Stronger Than Steel, written by Bridget Heos with photographs by Andy Comins. Houghton Mifflin Harcourt, Thomas Allen & Son. 2013. $22.50 ages 12 and up

"Because spider silk is stronger than Kevlar, it has been proposed as a more lightweight material for bullet-proof vests. Randy says that the silk would need to be less stretchy than current bio-engineered silk. Otherwise, the vest would stop the bullet but stretch to the point that both the vest and the bullet went through the body."

Houghton Mifflin Harcourt just keeps coming up with worthy additions to their Scientists in the Field series. As usual, I started reading thinking that I would skim through the text finding those sections that I found most interesting. More than an hour later, I was reading every word, completely involved in the description of the work being done by Randy Lewis. Bridget Heos does another fine job of covering the amazing work of this geneticist.

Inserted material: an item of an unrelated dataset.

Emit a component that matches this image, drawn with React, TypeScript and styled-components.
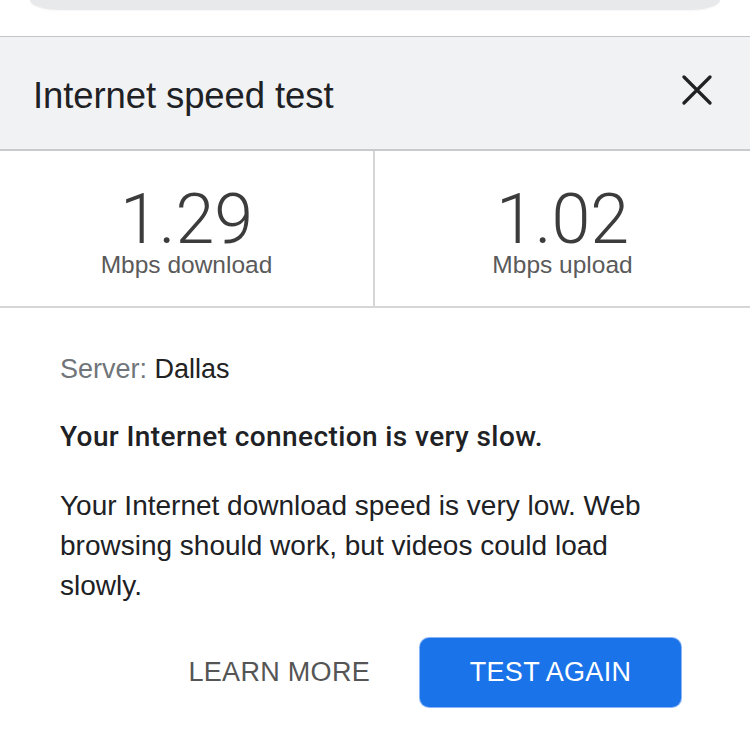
import React from 'react';
import styled, { createGlobalStyle } from 'styled-components';

const GlobalStyle = createGlobalStyle`
  html, body {
    margin: 0;
    padding: 0;
    background: #ffffff;
  }
  body {
    font-family: "Liberation Sans", Arial, Helvetica, sans-serif;
    color: #222222;
  }
`;

const Page = styled.div`
  width: 750px;
  min-height: 743px;
  background: #ffffff;
  overflow: hidden;
`;

const SearchArea = styled.div`
  height: 36px;
  display: flex;
  align-items: flex-start;
  padding: 0 30px;
  overflow: hidden;
`;

const SearchBox = styled.div`
  flex: 1;
  height: 10px;
  background: #e8e9eb;
  border-radius: 0 0 30px 30px / 0 0 10px 10px;
  box-shadow: 0 1px 2px rgba(0, 0, 0, 0.04);
`;

const Header = styled.div`
  height: 112px;
  display: flex;
  align-items: center;
  justify-content: space-between;
  padding: 0 38px 0 33px;
  background: #f1f2f4;
  border-top: 1px solid #c4c5c7;
  border-bottom: 2px solid #c9cacc;
`;

const Title = styled.h1`
  margin: 5px 0 0;
  font-size: 36.5px;
  font-weight: 400;
  color: #202124;
  letter-spacing: -0.1px;
`;

const CloseButton = styled.button`
  width: 30px;
  height: 30px;
  margin-top: -7px;
  padding: 0;
  border: none;
  background: transparent;
  display: flex;
  align-items: center;
  justify-content: center;
  cursor: pointer;
`;

const Stats = styled.div`
  display: grid;
  grid-template-columns: 1fr 1fr;
  height: 155px;
  border-bottom: 2px solid #d6d6d6;
`;

const Stat = styled.div<{ $divider?: boolean }>`
  display: flex;
  flex-direction: column;
  align-items: center;
  padding-top: 35px;
  border-right: ${(p) => (p.$divider ? '2px solid #d6d6d6' : 'none')};
`;

const Value = styled.div`
  font-family: Roboto, "Liberation Sans", sans-serif;
  font-weight: 300;
  font-size: 70px;
  line-height: 66px;
  color: #3c3c3c;
`;

const Unit = styled.div`
  margin-top: 1px;
  font-size: 24.5px;
  line-height: 24px;
  color: #5a5a5a;
`;

const Body = styled.div`
  padding: 45px 70px 0 60px;
  display: flex;
  flex-direction: column;
`;

const ServerLine = styled.p`
  margin: 0;
  font-size: 27px;
  line-height: 32px;
  color: #222;
`;

const Muted = styled.span`
  color: #70757a;
`;

const Verdict = styled.p`
  margin: 36px 0 0;
  font-family: Roboto, "Liberation Sans", sans-serif;
  font-size: 28px;
  line-height: 32px;
  font-weight: 500;
  letter-spacing: 0.4px;
  color: #202124;
`;

const Description = styled.p`
  margin: 33px 0 0;
  font-size: 28px;
  line-height: 40px;
  color: #202124;
`;

const Actions = styled.div`
  display: flex;
  justify-content: flex-end;
  align-items: center;
  gap: 24px;
  padding: 32px 69px 0 0;
`;

const Button = styled.button<{ $primary?: boolean }>`
  height: 69px;
  padding: 0 ${(p) => (p.$primary ? '48px' : '26px')};
  min-width: ${(p) => (p.$primary ? '261px' : 'auto')};
  border: none;
  border-radius: 9px;
  font-family: "Liberation Sans", Arial, sans-serif;
  font-size: 27px;
  letter-spacing: 0.3px;
  background: ${(p) => (p.$primary ? '#1a73e8' : 'transparent')};
  color: ${(p) => (p.$primary ? '#ffffff' : '#555555')};
  box-shadow: ${(p) => (p.$primary ? '0 0 0 1px #8ab4f8' : 'none')};
  cursor: pointer;
`;

const CloseIcon = () => (
  <svg width="30" height="30" viewBox="0 0 30 30" aria-hidden>
    <path
      d="M2 2 L28 28 M28 2 L2 28"
      stroke="#202124"
      strokeWidth="3.2"
      strokeLinecap="round"
    />
  </svg>
);

const results = [
  { value: '1.29', unit: 'Mbps download' },
  { value: '1.02', unit: 'Mbps upload' },
];

export default function App() {
  return (
    <Page>
      <GlobalStyle />
      <SearchArea>
        <SearchBox />
      </SearchArea>
      <Header>
        <Title>Internet speed test</Title>
        <CloseButton aria-label="Close">
          <CloseIcon />
        </CloseButton>
      </Header>
      <Stats>
        {results.map((r, i) => (
          <Stat key={r.unit} $divider={i === 0}>
            <Value>{r.value}</Value>
            <Unit>{r.unit}</Unit>
          </Stat>
        ))}
      </Stats>
      <Body>
        <ServerLine>
          <Muted>Server:</Muted> Dallas
        </ServerLine>
        <Verdict>Your Internet connection is very slow.</Verdict>
        <Description>
          Your Internet download speed is very low. Web browsing should work,
          but videos could load slowly.
        </Description>
      </Body>
      <Actions>
        <Button>LEARN MORE</Button>
        <Button $primary>TEST AGAIN</Button>
      </Actions>
    </Page>
  );
}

Have you ever wondered how spider webs manage to withstand wind, weather and more to remain durable and strong. Turns out that the strongest spider silk is five times stronger than steel. How do we know that? Well, you just have to ask Randy Lewis. What does he do? He injects spider DNA into goats. And then? Well, he extracts what he needs from the milk of those goats to make spider silk that is artificial. It is also almost indestructible. What does he do with the artificial spider silk? It is his hope that it will someday be used to repair, and even replace, ligaments and tendons in the human body.

Well, that should get you interested enough to take a look at this amazing book. It is filled with fascinating science and unbelievably good color photographs that are sure to help readers to a better understanding of the processes being developed, and to raise an awareness of the strides being made in this field of this science.

Because it is so fine, so strong and has such flexibility, spider silk may be used to replace the titanium and aluminum outer coverings on aircraft, steel bridge cables, and is even touted to be the next protective vest instead of the Kevlar ones now being used. Making enough of it is sure to be challenging and will require a great deal of research. Advances in the field are allowing scientists to get and use the proteins that give spider silk its many remarkable attributes.

Added to the very clear explanations of the science and study involved and the exceptional photographs, Ms. Heos includes a terrific glossary, additional print and web resources, and a most useful index.